Interface markup and scripts:
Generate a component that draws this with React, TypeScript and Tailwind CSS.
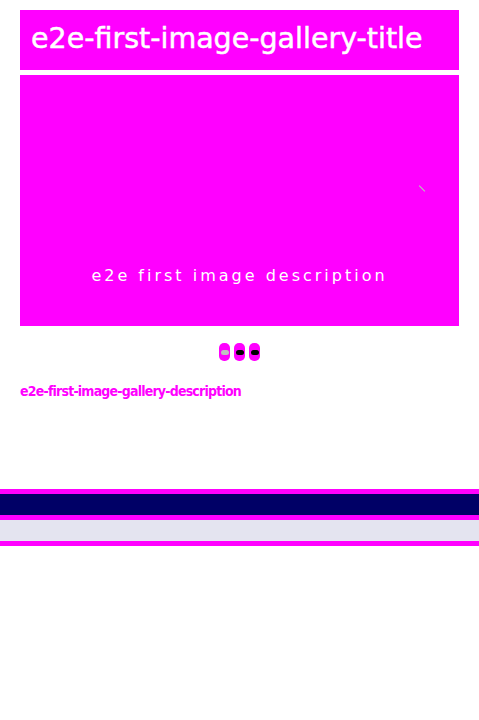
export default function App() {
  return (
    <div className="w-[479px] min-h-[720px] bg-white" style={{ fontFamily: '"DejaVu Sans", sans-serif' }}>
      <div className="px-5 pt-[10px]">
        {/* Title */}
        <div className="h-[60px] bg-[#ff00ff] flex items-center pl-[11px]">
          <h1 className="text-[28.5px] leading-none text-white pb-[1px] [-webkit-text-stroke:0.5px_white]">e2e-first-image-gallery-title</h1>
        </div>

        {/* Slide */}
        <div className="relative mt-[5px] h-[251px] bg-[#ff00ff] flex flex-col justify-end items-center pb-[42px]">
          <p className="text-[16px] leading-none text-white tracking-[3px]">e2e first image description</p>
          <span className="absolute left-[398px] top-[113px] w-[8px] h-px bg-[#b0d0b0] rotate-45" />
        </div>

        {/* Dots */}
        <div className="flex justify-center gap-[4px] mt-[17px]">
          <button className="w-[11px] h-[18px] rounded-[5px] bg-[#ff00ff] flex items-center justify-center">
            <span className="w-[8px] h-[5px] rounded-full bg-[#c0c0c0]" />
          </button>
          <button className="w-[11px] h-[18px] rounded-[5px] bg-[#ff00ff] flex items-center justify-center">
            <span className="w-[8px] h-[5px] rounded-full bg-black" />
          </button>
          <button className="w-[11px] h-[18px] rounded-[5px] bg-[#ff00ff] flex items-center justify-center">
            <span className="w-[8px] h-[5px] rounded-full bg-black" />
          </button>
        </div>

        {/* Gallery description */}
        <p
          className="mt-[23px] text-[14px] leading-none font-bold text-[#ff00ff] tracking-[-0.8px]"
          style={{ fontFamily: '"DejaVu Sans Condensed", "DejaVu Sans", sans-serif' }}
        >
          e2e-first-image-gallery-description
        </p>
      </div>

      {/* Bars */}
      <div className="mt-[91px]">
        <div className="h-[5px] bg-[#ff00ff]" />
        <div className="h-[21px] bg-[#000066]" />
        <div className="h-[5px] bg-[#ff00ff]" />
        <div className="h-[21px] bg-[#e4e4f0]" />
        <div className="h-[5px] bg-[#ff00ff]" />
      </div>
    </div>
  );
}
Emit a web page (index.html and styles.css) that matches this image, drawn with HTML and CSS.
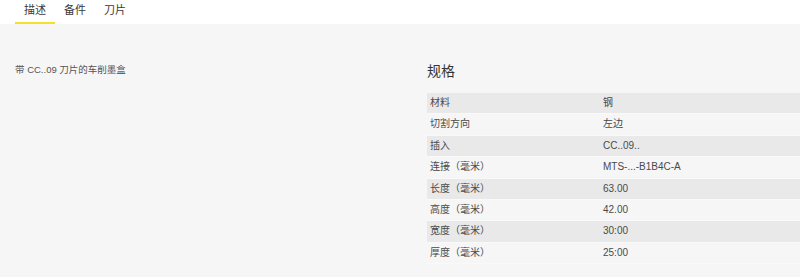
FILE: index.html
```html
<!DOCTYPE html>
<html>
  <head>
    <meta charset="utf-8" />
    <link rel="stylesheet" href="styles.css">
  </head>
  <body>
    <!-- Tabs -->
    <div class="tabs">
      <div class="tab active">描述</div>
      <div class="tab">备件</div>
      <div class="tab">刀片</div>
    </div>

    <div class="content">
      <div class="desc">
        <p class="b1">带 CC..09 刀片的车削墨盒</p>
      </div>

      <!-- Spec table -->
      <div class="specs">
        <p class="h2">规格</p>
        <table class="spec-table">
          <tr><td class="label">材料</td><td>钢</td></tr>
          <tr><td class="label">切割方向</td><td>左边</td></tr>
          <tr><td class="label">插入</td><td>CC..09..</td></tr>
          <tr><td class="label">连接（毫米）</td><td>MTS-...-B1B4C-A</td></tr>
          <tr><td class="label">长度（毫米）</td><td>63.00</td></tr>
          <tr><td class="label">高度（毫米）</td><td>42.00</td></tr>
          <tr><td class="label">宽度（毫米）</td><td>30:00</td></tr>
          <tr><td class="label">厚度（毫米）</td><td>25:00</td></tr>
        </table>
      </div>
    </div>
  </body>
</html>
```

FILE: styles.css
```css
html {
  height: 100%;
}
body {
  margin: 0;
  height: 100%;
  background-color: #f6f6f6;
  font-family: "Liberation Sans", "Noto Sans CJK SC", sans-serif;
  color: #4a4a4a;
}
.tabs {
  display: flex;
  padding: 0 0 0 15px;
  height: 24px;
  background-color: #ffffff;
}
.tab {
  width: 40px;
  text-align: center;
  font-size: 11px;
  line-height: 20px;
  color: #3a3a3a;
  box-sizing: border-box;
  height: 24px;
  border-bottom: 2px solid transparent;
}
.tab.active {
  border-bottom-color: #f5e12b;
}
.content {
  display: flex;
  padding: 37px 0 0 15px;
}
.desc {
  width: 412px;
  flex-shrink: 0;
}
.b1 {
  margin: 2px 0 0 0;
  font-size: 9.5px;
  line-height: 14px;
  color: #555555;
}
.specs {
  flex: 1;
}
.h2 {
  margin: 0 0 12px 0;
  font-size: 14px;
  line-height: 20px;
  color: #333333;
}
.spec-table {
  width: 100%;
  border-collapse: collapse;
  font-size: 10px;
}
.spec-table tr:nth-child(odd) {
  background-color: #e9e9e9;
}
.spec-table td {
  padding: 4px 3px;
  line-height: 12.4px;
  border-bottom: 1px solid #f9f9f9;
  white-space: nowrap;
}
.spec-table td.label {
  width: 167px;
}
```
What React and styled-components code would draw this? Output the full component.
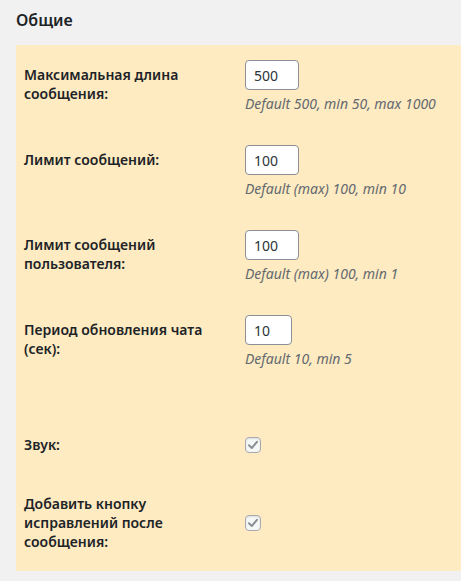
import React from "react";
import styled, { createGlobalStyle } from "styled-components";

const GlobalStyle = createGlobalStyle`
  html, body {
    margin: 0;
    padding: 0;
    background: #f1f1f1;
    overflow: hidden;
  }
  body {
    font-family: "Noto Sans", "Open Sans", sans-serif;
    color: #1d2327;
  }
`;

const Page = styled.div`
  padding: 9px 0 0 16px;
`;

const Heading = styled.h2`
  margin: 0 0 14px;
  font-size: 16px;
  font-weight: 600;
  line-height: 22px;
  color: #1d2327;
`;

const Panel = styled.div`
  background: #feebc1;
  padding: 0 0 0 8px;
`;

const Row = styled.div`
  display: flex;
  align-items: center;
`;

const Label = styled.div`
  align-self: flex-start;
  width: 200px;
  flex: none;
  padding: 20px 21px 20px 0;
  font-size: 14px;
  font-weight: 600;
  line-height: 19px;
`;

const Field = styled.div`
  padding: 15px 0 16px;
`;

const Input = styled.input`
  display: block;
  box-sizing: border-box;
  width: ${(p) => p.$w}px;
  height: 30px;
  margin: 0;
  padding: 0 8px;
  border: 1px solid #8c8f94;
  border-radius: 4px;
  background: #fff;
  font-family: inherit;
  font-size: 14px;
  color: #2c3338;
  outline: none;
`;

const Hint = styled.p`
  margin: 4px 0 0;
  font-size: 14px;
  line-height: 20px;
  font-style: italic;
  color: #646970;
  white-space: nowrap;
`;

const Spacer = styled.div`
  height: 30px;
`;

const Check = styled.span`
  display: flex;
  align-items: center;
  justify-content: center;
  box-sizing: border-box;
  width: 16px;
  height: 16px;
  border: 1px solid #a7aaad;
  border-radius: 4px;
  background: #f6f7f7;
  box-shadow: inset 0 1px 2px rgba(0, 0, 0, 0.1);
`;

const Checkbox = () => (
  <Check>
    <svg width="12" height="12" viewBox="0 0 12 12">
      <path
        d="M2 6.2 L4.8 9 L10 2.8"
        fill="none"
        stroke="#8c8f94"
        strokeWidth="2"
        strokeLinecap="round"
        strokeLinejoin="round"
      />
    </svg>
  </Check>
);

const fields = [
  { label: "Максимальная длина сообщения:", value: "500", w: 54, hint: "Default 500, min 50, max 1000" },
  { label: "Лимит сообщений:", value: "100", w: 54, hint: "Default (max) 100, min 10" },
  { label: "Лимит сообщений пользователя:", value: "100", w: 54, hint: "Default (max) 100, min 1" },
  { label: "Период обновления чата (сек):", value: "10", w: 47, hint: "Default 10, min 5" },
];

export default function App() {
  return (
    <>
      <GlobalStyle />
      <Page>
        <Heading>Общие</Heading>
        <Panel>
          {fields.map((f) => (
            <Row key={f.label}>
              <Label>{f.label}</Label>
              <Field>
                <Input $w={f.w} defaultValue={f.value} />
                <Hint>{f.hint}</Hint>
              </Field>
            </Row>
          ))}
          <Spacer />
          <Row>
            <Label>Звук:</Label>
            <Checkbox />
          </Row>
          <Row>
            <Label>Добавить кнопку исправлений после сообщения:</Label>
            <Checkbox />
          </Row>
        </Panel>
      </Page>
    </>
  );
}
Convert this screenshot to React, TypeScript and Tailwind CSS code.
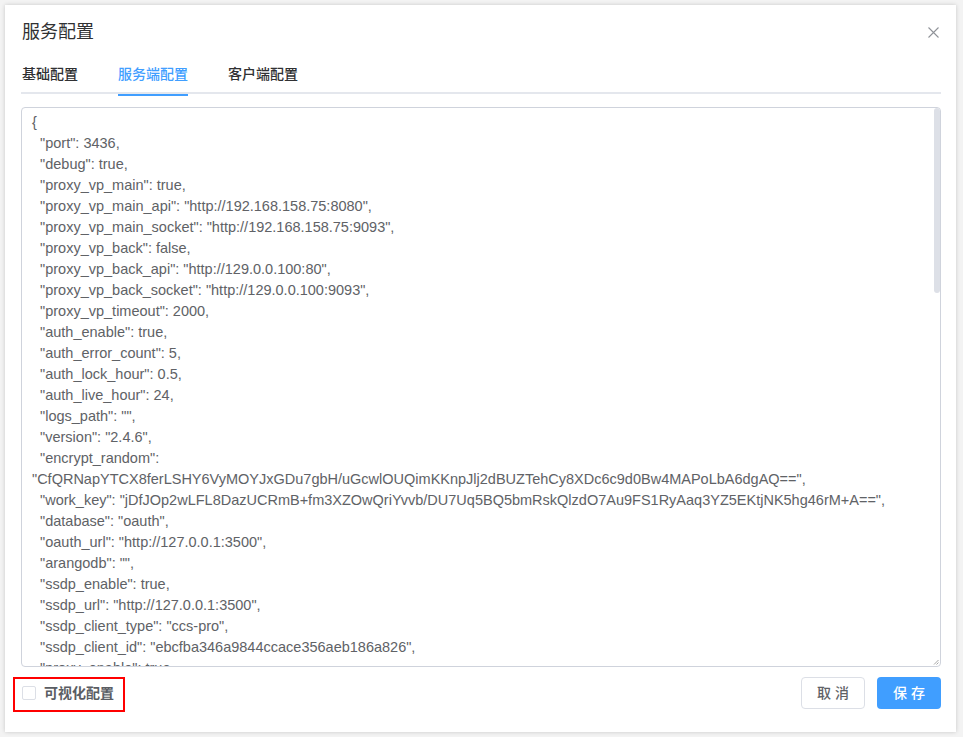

#### Aim:
Indicate how many lines of the material contain the string "that", giving the number and nothing more.

#### Response to this task:
2